L’origine des tensions vient bien de ceux qui se sont arrogé le droit d’agir comme bon leur semblaient, avec à coup sûr, d’autres complicités. Il y a des centaines de kilomètres de pistes homologuées pour les VTT en Valais. Il n’était donc absolument pas nécessaire d’en créer une supplémentaire dans un site protégé. Ceux qui se sont attribué ce droit, en portent l’entière responsabilité et il est tout à fait sain que les tensions qui ont directement suivi, leur soit imputées et qu’elles perdurent. Si finalement les VTT du Vallon se tournent vers la Bolivie c’est peut-être parce que ces gens là-bas n’ont pas la possibilité étant donné les conditions de vie, de s’insurger contre une telle façon de faire et de vivre ensemble.

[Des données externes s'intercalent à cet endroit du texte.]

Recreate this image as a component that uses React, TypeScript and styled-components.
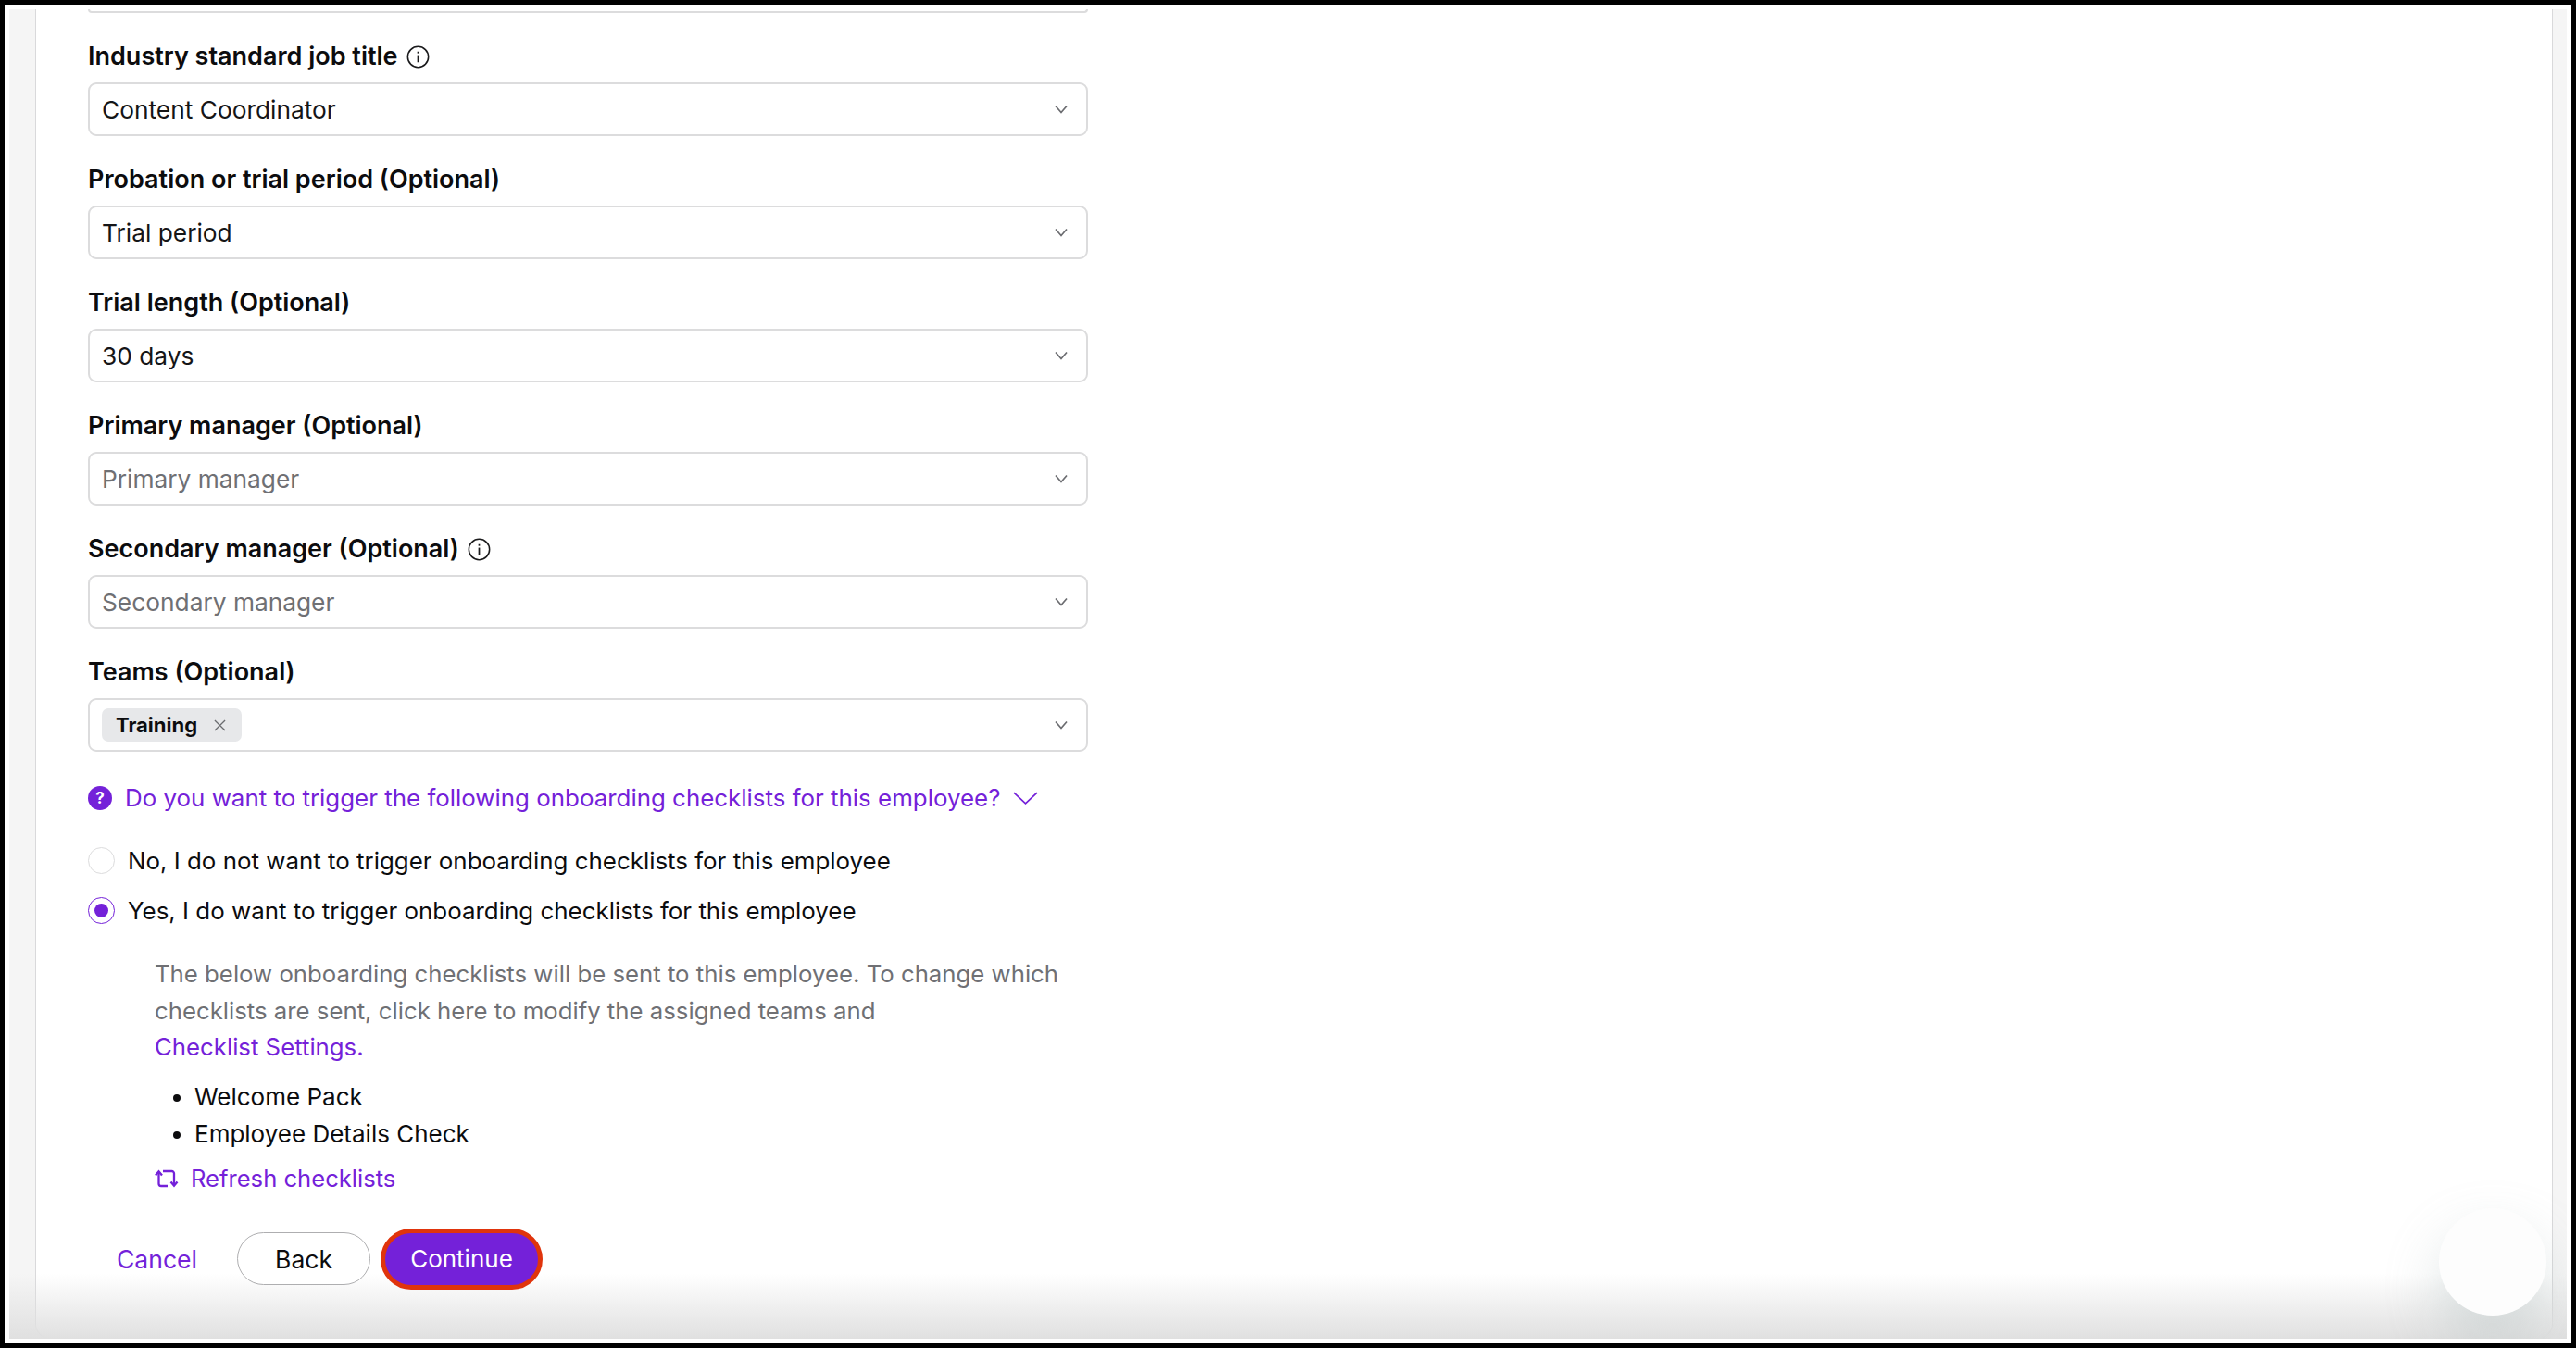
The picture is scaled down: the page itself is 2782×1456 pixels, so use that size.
import React from "react";
import styled, { createGlobalStyle } from "styled-components";

const PURPLE = "#7421d9";

const GlobalStyle = createGlobalStyle`
  html, body {
    margin: 0;
    padding: 0;
    height: 100%;
    background: #000;
  }
  body {
    font-family: Inter, "Liberation Sans", sans-serif;
    color: #0c0c0e;
  }
  * {
    box-sizing: border-box;
  }
`;

const Chevron = () => (
  <svg width="14" height="10" viewBox="0 0 14 10" fill="none">
    <path d="M1 1.5L7 8.5L13 1.5" stroke="#6b6c70" strokeWidth="1.7" />
  </svg>
);

const InfoIcon = () => (
  <InfoSvg width="25" height="25" viewBox="0 0 26 26" fill="none">
    <circle cx="13" cy="13" r="11.6" stroke="#1a1a1c" strokeWidth="1.6" />
    <rect x="12.1" y="11" width="1.8" height="8" fill="#1a1a1c" />
    <rect x="12.1" y="7" width="1.8" height="2" fill="#1a1a1c" />
  </InfoSvg>
);

const RefreshIcon = () => (
  <svg width="26" height="20" viewBox="0 0 26 20" fill="none" stroke={PURPLE} strokeWidth="2.3">
    <path d="M4.5 3V15.5a2.5 2.5 0 0 0 2.5 2.5H14" />
    <path d="M1 6.5L4.5 2.2L8 6.5" />
    <path d="M9 2H18.5a2.5 2.5 0 0 1 2.5 2.5V16" />
    <path d="M17.5 13.5L21 17.8L24.5 13.5" />
  </svg>
);

const Field = ({ label, value, placeholder, info }: { label: string; value?: string; placeholder?: string; info?: boolean }) => (
  <FieldBlock>
    <Label>
      {label}
      {info && <InfoIcon />}
    </Label>
    <Select>
      {value ? <Value>{value}</Value> : <Placeholder>{placeholder}</Placeholder>}
      <Chevron />
    </Select>
  </FieldBlock>
);

export default function App() {
  return (
    <>
      <GlobalStyle />
      <Frame>
        <Screen>
          <Page>
            <Card>
              <CutField />
              <Field label="Industry standard job title" value="Content Coordinator" info />
              <Field label="Probation or trial period (Optional)" value="Trial period" />
              <Field label="Trial length (Optional)" value="30 days" />
              <Field label="Primary manager (Optional)" placeholder="Primary manager" />
              <Field label="Secondary manager (Optional)" placeholder="Secondary manager" info />
              <FieldBlock>
                <Label>Teams (Optional)</Label>
                <Select>
                  <Tag>
                    Training
                    <svg width="13" height="13" viewBox="0 0 14 14" fill="none">
                      <path d="M1 1l12 12M13 1L1 13" stroke="#6b6c70" strokeWidth="1.4" />
                    </svg>
                  </Tag>
                  <Chevron />
                </Select>
              </FieldBlock>

              <Question>
                <QuestionBadge>?</QuestionBadge>
                Do you want to trigger the following onboarding checklists for this employee?
                <svg width="27" height="14" viewBox="0 0 28 14" fill="none">
                  <path d="M1 1l13 12L27 1" stroke={PURPLE} strokeWidth="1.8" />
                </svg>
              </Question>

              <RadioGroup>
                <RadioRow>
                  <Radio />
                  No, I do not want to trigger onboarding checklists for this employee
                </RadioRow>
                <RadioRow>
                  <Radio $checked />
                  Yes, I do want to trigger onboarding checklists for this employee
                </RadioRow>
              </RadioGroup>

              <Details>
                <Note>
                  The below onboarding checklists will be sent to this employee. To change which checklists are sent, click here to modify the assigned teams and
                  <NoteLink>Checklist Settings.</NoteLink>
                </Note>
                <Checklist>
                  <li>Welcome Pack</li>
                  <li>Employee Details Check</li>
                </Checklist>
                <Refresh>
                  <RefreshIcon />
                  Refresh checklists
                </Refresh>
              </Details>

              <Actions>
                <Cancel>Cancel</Cancel>
                <BackButton>Back</BackButton>
                <ContinueButton>Continue</ContinueButton>
              </Actions>
            </Card>
            <BottomFade />
            <Widget />
          </Page>
        </Screen>
      </Frame>
    </>
  );
}

const Frame = styled.div`
  width: 2782px;
  height: 1456px;
  padding: 5px;
  background: #000;
  overflow: hidden;
`;

const Screen = styled.div`
  height: 100%;
  padding: 5px;
  background: #fff;
`;

const Page = styled.div`
  position: relative;
  height: 100%;
  padding-left: 28px;
  padding-right: 15px;
  background: #f5f5f5;
  overflow: hidden;
`;

const Card = styled.main`
  height: 100%;
  padding: 0 0 0 56px;
  background: #fff;
  border: 1px solid #d9d9db;
  border-top: 0;
  border-radius: 0 0 16px 16px;
  overflow: hidden;
`;

const CutField = styled.div`
  width: 1080px;
  height: 4px;
  border: 2px solid #dcdcdd;
  border-top: 0;
  border-radius: 0 0 9px 9px;
`;

const FieldBlock = styled.div`
  width: 1080px;
`;

const Label = styled.label`
  display: flex;
  align-items: center;
  gap: 9px;
  height: 75px;
  padding-top: 19px;
  font-size: 27px;
  font-weight: 600;
  line-height: 32px;
  color: #0c0c0e;
`;

const InfoSvg = styled.svg`
  flex: none;
`;

const Select = styled.div`
  display: flex;
  align-items: center;
  justify-content: space-between;
  height: 58px;
  padding: 0 20px 0 13px;
  background: #fff;
  border: 2px solid #dcdcdd;
  border-radius: 9px;
  font-size: 26.3px;
`;

const Value = styled.span`
  color: #151517;
`;

const Placeholder = styled.span`
  color: #6f7074;
`;

const Tag = styled.span`
  display: flex;
  align-items: center;
  gap: 18px;
  height: 36px;
  padding: 0 17px 0 15px;
  background: #e7e8ea;
  border-radius: 7px;
  font-size: 22px;
  font-weight: 700;
`;

const Question = styled.div`
  display: flex;
  align-items: center;
  gap: 14px;
  width: 1080px;
  margin-top: 32px;
  font-size: 25.9px;
  line-height: 36px;
  color: ${PURPLE};
`;

const QuestionBadge = styled.span`
  display: flex;
  align-items: center;
  justify-content: center;
  flex: none;
  width: 26px;
  height: 26px;
  border-radius: 50%;
  background: ${PURPLE};
  color: #fff;
  font-size: 17px;
  font-weight: 700;
`;

const RadioGroup = styled.div`
  display: flex;
  flex-direction: column;
  gap: 18px;
  margin-top: 31px;
`;

const RadioRow = styled.div`
  display: flex;
  align-items: center;
  gap: 14px;
  height: 36px;
  font-size: 25.9px;
  color: #0c0c0e;
`;

const Radio = styled.span<{ $checked?: boolean }>`
  display: flex;
  align-items: center;
  justify-content: center;
  flex: none;
  width: 29px;
  height: 29px;
  border: 1.5px solid ${(p) => (p.$checked ? PURPLE : "#dcdcdd")};
  border-radius: 50%;

  &::after {
    content: "";
    display: ${(p) => (p.$checked ? "block" : "none")};
    width: 15px;
    height: 15px;
    border-radius: 50%;
    background: ${PURPLE};
  }
`;

const Details = styled.div`
  width: 990px;
  margin: 31px 0 0 72px;
`;

const Note = styled.p`
  margin: 0;
  font-size: 25.75px;
  line-height: 39.5px;
  color: #6f7074;
`;

const NoteLink = styled.a`
  display: block;
  color: ${PURPLE};
`;

const Checklist = styled.ul`
  margin: 14px 0 0;
  padding: 0 0 0 43px;
  font-size: 26px;
  line-height: 40px;
  color: #0c0c0e;
`;

const Refresh = styled.div`
  display: flex;
  align-items: center;
  gap: 13px;
  margin-top: 10px;
  font-size: 25.6px;
  line-height: 36px;
  color: ${PURPLE};
`;

const Actions = styled.div`
  position: relative;
  z-index: 1;
  display: flex;
  align-items: center;
  margin-top: 36px;
  padding-left: 31px;
`;

const Cancel = styled.a`
  width: 130px;
  font-size: 26.5px;
  color: ${PURPLE};
`;

const BackButton = styled.button`
  width: 144px;
  height: 57px;
  padding: 0;
  background: #fff;
  border: 1.5px solid #aeaeb0;
  border-radius: 29px;
  font-family: inherit;
  font-size: 26.5px;
  color: #0c0c0e;
`;

const ContinueButton = styled.button`
  width: 175px;
  height: 66px;
  margin-left: 11px;
  padding: 0;
  background: ${PURPLE};
  border: 5px solid #e0340c;
  border-radius: 33px;
  font-family: inherit;
  font-size: 26px;
  color: #fff;
`;

const BottomFade = styled.div`
  position: absolute;
  left: 0;
  right: 0;
  bottom: 0;
  height: 70px;
  background: linear-gradient(to bottom, rgba(224, 224, 224, 0), rgba(224, 224, 224, 1));
  pointer-events: none;
`;

const Widget = styled.div`
  position: absolute;
  left: 2624px;
  top: 1295px;
  width: 116px;
  height: 116px;
  border-radius: 50%;
  background: #fdfdfd;
  box-shadow: 0 28px 60px rgba(150, 170, 170, 0.3);
`;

Ici, les habitants du coin continueront à se battre, avec l’audace d’observer encore les petites fleurs, de protéger ce Vallon unique et de détester les sentiers "rigoles". Pour finir, il est bon de rappeler que les "Teutons" sont des touristes à part entière, qui ont droit au respect et surtout à être mieux informés. Le temps du mythe est passé, la roue a tourné ; l’itinéraire Col de Cou a vécu, victime de son succès dérobé, et ses 500m de portage simple ou double en direction du Col de Cou, paraissent peu de chose par rapport à la sauvegarde du Vallon.

  

Lors de leur dernière réunion de crise, quelques éminents sportifs proposent une alternative pour le futur, aux jeunes fans de VTT déçus et atterrés par la décision coup d’arrêt du Conseil d’Etat : celle de redéfinir l’itinéraire et de rebaptiser le tracé : ils s’offriraient dorénavant la combe de Mase, magnifiquement ouverte sur la plaine du Valais Central pour regagner les Planards avant de plonger vers Nax, Pramagnon pour s’arrêter enfin au Café du Commerce à Grône. On lui donnerait le nom original de "La Dérochia", étonnamment moderne, bien de chez nous appellation sûrement exotique pour les vététistes touristes qui ne connaissent pas bien notre pays et qui auront l’immense plaisir de tester très concrètement ces 2000m de dénivelé. Nouveau projet annoncé à tout un chacun, passionné de VTT, projet à soutenir et surtout, à faire partager, car il garde la même dynamique et les mêmes bienfaits de l’effort et du plaisir que l’ancien.